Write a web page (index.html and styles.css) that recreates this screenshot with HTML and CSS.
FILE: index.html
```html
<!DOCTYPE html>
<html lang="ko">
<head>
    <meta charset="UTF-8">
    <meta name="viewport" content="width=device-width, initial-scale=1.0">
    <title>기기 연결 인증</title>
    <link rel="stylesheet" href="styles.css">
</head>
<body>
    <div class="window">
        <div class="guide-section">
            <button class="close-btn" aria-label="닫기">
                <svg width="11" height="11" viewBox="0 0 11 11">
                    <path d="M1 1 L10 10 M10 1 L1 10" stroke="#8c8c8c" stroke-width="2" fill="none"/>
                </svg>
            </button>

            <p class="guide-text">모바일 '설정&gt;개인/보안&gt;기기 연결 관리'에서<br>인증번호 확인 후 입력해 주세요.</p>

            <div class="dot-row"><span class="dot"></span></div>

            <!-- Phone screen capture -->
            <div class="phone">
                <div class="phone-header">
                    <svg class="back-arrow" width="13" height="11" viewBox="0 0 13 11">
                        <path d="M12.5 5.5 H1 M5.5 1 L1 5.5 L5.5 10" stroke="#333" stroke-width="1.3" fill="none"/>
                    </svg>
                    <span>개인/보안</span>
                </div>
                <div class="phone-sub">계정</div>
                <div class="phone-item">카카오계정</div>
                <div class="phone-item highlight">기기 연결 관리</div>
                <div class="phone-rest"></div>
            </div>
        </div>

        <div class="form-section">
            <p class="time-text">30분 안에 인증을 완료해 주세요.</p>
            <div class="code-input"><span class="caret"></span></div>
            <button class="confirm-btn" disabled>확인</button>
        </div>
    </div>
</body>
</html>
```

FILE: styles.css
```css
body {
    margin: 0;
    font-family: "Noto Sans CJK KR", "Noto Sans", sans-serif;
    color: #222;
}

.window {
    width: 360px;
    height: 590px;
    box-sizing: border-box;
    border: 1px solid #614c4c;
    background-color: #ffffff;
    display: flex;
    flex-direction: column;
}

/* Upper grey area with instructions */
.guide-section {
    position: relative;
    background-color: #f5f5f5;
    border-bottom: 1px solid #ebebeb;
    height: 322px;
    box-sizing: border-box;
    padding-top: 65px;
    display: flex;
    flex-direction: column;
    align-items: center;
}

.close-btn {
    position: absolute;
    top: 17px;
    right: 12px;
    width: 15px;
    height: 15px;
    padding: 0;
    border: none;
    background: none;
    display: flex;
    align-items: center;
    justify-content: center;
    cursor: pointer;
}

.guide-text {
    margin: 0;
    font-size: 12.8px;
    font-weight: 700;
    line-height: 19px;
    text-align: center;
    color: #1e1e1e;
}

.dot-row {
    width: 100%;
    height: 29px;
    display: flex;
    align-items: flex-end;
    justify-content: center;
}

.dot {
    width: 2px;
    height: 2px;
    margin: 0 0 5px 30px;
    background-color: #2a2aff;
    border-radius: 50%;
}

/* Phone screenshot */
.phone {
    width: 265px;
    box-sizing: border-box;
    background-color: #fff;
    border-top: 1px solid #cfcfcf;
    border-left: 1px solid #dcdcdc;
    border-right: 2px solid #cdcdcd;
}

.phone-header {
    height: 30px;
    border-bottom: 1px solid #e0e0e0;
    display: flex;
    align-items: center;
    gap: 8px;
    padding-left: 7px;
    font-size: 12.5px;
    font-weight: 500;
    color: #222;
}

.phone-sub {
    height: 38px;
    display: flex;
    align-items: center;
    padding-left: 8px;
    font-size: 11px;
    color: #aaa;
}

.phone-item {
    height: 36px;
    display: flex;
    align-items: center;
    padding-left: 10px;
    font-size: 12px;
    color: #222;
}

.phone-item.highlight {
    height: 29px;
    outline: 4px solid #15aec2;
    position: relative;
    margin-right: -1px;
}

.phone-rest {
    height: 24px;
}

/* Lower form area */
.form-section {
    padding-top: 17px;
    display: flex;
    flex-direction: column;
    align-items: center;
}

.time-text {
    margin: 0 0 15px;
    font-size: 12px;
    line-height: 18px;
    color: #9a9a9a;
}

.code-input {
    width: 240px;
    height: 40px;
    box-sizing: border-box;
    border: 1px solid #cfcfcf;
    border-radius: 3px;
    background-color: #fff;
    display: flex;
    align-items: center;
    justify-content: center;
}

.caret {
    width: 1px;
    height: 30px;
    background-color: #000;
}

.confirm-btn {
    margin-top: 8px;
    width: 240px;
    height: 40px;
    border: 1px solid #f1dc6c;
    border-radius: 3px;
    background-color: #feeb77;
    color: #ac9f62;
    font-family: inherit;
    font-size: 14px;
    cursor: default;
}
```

* * *

→ Objective
Output all of the material exactly as written.

→ Complete response
Write a web page (index.html and styles.css) that recreates this screenshot with HTML and CSS.
FILE: index.html
```html
<!DOCTYPE html>
<html lang="ko">
<head>
    <meta charset="UTF-8">
    <meta name="viewport" content="width=device-width, initial-scale=1.0">
    <title>기기 연결 인증</title>
    <link rel="stylesheet" href="styles.css">
</head>
<body>
    <div class="window">
        <div class="guide-section">
            <button class="close-btn" aria-label="닫기">
                <svg width="11" height="11" viewBox="0 0 11 11">
                    <path d="M1 1 L10 10 M10 1 L1 10" stroke="#8c8c8c" stroke-width="2" fill="none"/>
                </svg>
            </button>

            <p class="guide-text">모바일 '설정&gt;개인/보안&gt;기기 연결 관리'에서<br>인증번호 확인 후 입력해 주세요.</p>

            <div class="dot-row"><span class="dot"></span></div>

            <!-- Phone screen capture -->
            <div class="phone">
                <div class="phone-header">
                    <svg class="back-arrow" width="13" height="11" viewBox="0 0 13 11">
                        <path d="M12.5 5.5 H1 M5.5 1 L1 5.5 L5.5 10" stroke="#333" stroke-width="1.3" fill="none"/>
                    </svg>
                    <span>개인/보안</span>
                </div>
                <div class="phone-sub">계정</div>
                <div class="phone-item">카카오계정</div>
                <div class="phone-item highlight">기기 연결 관리</div>
                <div class="phone-rest"></div>
            </div>
        </div>

        <div class="form-section">
            <p class="time-text">30분 안에 인증을 완료해 주세요.</p>
            <div class="code-input"><span class="caret"></span></div>
            <button class="confirm-btn" disabled>확인</button>
        </div>
    </div>
</body>
</html>
```

FILE: styles.css
```css
body {
    margin: 0;
    font-family: "Noto Sans CJK KR", "Noto Sans", sans-serif;
    color: #222;
}

.window {
    width: 360px;
    height: 590px;
    box-sizing: border-box;
    border: 1px solid #614c4c;
    background-color: #ffffff;
    display: flex;
    flex-direction: column;
}

/* Upper grey area with instructions */
.guide-section {
    position: relative;
    background-color: #f5f5f5;
    border-bottom: 1px solid #ebebeb;
    height: 322px;
    box-sizing: border-box;
    padding-top: 65px;
    display: flex;
    flex-direction: column;
    align-items: center;
}

.close-btn {
    position: absolute;
    top: 17px;
    right: 12px;
    width: 15px;
    height: 15px;
    padding: 0;
    border: none;
    background: none;
    display: flex;
    align-items: center;
    justify-content: center;
    cursor: pointer;
}

.guide-text {
    margin: 0;
    font-size: 12.8px;
    font-weight: 700;
    line-height: 19px;
    text-align: center;
    color: #1e1e1e;
}

.dot-row {
    width: 100%;
    height: 29px;
    display: flex;
    align-items: flex-end;
    justify-content: center;
}

.dot {
    width: 2px;
    height: 2px;
    margin: 0 0 5px 30px;
    background-color: #2a2aff;
    border-radius: 50%;
}

/* Phone screenshot */
.phone {
    width: 265px;
    box-sizing: border-box;
    background-color: #fff;
    border-top: 1px solid #cfcfcf;
    border-left: 1px solid #dcdcdc;
    border-right: 2px solid #cdcdcd;
}

.phone-header {
    height: 30px;
    border-bottom: 1px solid #e0e0e0;
    display: flex;
    align-items: center;
    gap: 8px;
    padding-left: 7px;
    font-size: 12.5px;
    font-weight: 500;
    color: #222;
}

.phone-sub {
    height: 38px;
    display: flex;
    align-items: center;
    padding-left: 8px;
    font-size: 11px;
    color: #aaa;
}

.phone-item {
    height: 36px;
    display: flex;
    align-items: center;
    padding-left: 10px;
    font-size: 12px;
    color: #222;
}

.phone-item.highlight {
    height: 29px;
    outline: 4px solid #15aec2;
    position: relative;
    margin-right: -1px;
}

.phone-rest {
    height: 24px;
}

/* Lower form area */
.form-section {
    padding-top: 17px;
    display: flex;
    flex-direction: column;
    align-items: center;
}

.time-text {
    margin: 0 0 15px;
    font-size: 12px;
    line-height: 18px;
    color: #9a9a9a;
}

.code-input {
    width: 240px;
    height: 40px;
    box-sizing: border-box;
    border: 1px solid #cfcfcf;
    border-radius: 3px;
    background-color: #fff;
    display: flex;
    align-items: center;
    justify-content: center;
}

.caret {
    width: 1px;
    height: 30px;
    background-color: #000;
}

.confirm-btn {
    margin-top: 8px;
    width: 240px;
    height: 40px;
    border: 1px solid #f1dc6c;
    border-radius: 3px;
    background-color: #feeb77;
    color: #ac9f62;
    font-family: inherit;
    font-size: 14px;
    cursor: default;
}
```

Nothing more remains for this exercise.